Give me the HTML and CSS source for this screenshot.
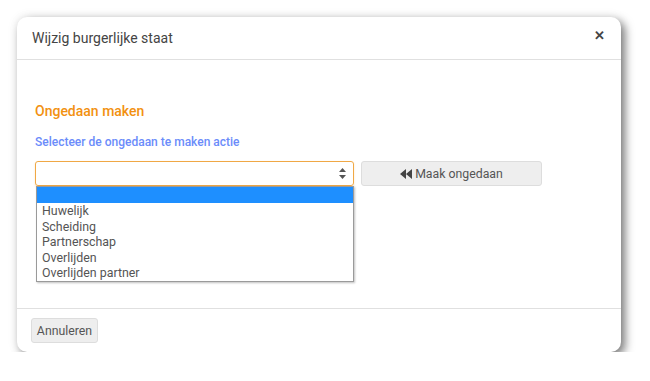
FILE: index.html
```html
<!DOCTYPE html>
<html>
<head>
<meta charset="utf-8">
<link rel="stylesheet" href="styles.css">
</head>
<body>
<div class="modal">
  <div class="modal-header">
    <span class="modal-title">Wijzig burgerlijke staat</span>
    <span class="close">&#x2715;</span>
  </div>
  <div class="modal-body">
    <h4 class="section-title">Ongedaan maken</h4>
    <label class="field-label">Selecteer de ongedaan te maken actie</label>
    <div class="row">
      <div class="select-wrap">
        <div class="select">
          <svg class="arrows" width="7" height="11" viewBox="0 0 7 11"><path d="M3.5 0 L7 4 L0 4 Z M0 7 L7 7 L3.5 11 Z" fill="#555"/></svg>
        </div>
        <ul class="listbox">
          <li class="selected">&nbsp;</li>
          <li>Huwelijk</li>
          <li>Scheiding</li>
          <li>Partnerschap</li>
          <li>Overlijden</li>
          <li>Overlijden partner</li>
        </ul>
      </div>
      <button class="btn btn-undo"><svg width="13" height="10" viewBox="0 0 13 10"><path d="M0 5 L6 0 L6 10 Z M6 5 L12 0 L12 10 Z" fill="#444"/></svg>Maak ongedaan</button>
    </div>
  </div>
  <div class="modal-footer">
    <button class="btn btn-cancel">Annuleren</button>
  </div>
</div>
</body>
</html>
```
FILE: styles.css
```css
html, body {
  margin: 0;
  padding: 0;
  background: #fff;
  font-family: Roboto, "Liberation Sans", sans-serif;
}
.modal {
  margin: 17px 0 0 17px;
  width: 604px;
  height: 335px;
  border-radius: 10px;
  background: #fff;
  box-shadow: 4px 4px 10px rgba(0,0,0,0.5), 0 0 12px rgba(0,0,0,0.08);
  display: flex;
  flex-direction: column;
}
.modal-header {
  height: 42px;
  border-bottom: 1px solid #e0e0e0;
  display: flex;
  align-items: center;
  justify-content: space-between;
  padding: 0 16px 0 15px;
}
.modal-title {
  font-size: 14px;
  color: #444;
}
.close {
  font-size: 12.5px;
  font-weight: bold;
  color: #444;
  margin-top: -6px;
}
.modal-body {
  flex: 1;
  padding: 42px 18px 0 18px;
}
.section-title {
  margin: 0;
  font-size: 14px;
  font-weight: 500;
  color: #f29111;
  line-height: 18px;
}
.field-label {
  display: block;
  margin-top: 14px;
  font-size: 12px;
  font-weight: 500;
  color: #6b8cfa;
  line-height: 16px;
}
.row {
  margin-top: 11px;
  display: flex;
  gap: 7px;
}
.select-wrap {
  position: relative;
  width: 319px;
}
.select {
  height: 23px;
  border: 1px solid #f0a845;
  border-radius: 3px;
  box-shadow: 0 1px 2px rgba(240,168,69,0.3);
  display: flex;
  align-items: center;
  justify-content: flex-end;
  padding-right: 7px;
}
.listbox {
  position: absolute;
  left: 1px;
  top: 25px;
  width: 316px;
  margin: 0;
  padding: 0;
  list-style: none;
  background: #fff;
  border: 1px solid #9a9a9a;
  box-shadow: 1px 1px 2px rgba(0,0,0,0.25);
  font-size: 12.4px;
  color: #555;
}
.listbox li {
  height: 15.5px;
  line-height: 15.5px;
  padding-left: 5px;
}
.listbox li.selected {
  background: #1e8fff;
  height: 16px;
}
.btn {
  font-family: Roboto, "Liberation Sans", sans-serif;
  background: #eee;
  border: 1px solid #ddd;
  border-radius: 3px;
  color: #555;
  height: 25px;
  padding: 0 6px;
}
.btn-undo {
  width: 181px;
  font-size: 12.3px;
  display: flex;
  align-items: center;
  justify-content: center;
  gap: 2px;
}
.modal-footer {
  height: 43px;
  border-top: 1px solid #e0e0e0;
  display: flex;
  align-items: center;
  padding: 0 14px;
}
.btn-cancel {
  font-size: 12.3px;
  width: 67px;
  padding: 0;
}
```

--------------------------------

Extract every line of the data exactly; pictures stay out.

[Written response]
Give me the HTML and CSS source for this screenshot.
FILE: index.html
```html
<!DOCTYPE html>
<html>
<head>
<meta charset="utf-8">
<link rel="stylesheet" href="styles.css">
</head>
<body>
<div class="modal">
  <div class="modal-header">
    <span class="modal-title">Wijzig burgerlijke staat</span>
    <span class="close">&#x2715;</span>
  </div>
  <div class="modal-body">
    <h4 class="section-title">Ongedaan maken</h4>
    <label class="field-label">Selecteer de ongedaan te maken actie</label>
    <div class="row">
      <div class="select-wrap">
        <div class="select">
          <svg class="arrows" width="7" height="11" viewBox="0 0 7 11"><path d="M3.5 0 L7 4 L0 4 Z M0 7 L7 7 L3.5 11 Z" fill="#555"/></svg>
        </div>
        <ul class="listbox">
          <li class="selected">&nbsp;</li>
          <li>Huwelijk</li>
          <li>Scheiding</li>
          <li>Partnerschap</li>
          <li>Overlijden</li>
          <li>Overlijden partner</li>
        </ul>
      </div>
      <button class="btn btn-undo"><svg width="13" height="10" viewBox="0 0 13 10"><path d="M0 5 L6 0 L6 10 Z M6 5 L12 0 L12 10 Z" fill="#444"/></svg>Maak ongedaan</button>
    </div>
  </div>
  <div class="modal-footer">
    <button class="btn btn-cancel">Annuleren</button>
  </div>
</div>
</body>
</html>
```
FILE: styles.css
```css
html, body {
  margin: 0;
  padding: 0;
  background: #fff;
  font-family: Roboto, "Liberation Sans", sans-serif;
}
.modal {
  margin: 17px 0 0 17px;
  width: 604px;
  height: 335px;
  border-radius: 10px;
  background: #fff;
  box-shadow: 4px 4px 10px rgba(0,0,0,0.5), 0 0 12px rgba(0,0,0,0.08);
  display: flex;
  flex-direction: column;
}
.modal-header {
  height: 42px;
  border-bottom: 1px solid #e0e0e0;
  display: flex;
  align-items: center;
  justify-content: space-between;
  padding: 0 16px 0 15px;
}
.modal-title {
  font-size: 14px;
  color: #444;
}
.close {
  font-size: 12.5px;
  font-weight: bold;
  color: #444;
  margin-top: -6px;
}
.modal-body {
  flex: 1;
  padding: 42px 18px 0 18px;
}
.section-title {
  margin: 0;
  font-size: 14px;
  font-weight: 500;
  color: #f29111;
  line-height: 18px;
}
.field-label {
  display: block;
  margin-top: 14px;
  font-size: 12px;
  font-weight: 500;
  color: #6b8cfa;
  line-height: 16px;
}
.row {
  margin-top: 11px;
  display: flex;
  gap: 7px;
}
.select-wrap {
  position: relative;
  width: 319px;
}
.select {
  height: 23px;
  border: 1px solid #f0a845;
  border-radius: 3px;
  box-shadow: 0 1px 2px rgba(240,168,69,0.3);
  display: flex;
  align-items: center;
  justify-content: flex-end;
  padding-right: 7px;
}
.listbox {
  position: absolute;
  left: 1px;
  top: 25px;
  width: 316px;
  margin: 0;
  padding: 0;
  list-style: none;
  background: #fff;
  border: 1px solid #9a9a9a;
  box-shadow: 1px 1px 2px rgba(0,0,0,0.25);
  font-size: 12.4px;
  color: #555;
}
.listbox li {
  height: 15.5px;
  line-height: 15.5px;
  padding-left: 5px;
}
.listbox li.selected {
  background: #1e8fff;
  height: 16px;
}
.btn {
  font-family: Roboto, "Liberation Sans", sans-serif;
  background: #eee;
  border: 1px solid #ddd;
  border-radius: 3px;
  color: #555;
  height: 25px;
  padding: 0 6px;
}
.btn-undo {
  width: 181px;
  font-size: 12.3px;
  display: flex;
  align-items: center;
  justify-content: center;
  gap: 2px;
}
.modal-footer {
  height: 43px;
  border-top: 1px solid #e0e0e0;
  display: flex;
  align-items: center;
  padding: 0 14px;
}
.btn-cancel {
  font-size: 12.3px;
  width: 67px;
  padding: 0;
}
```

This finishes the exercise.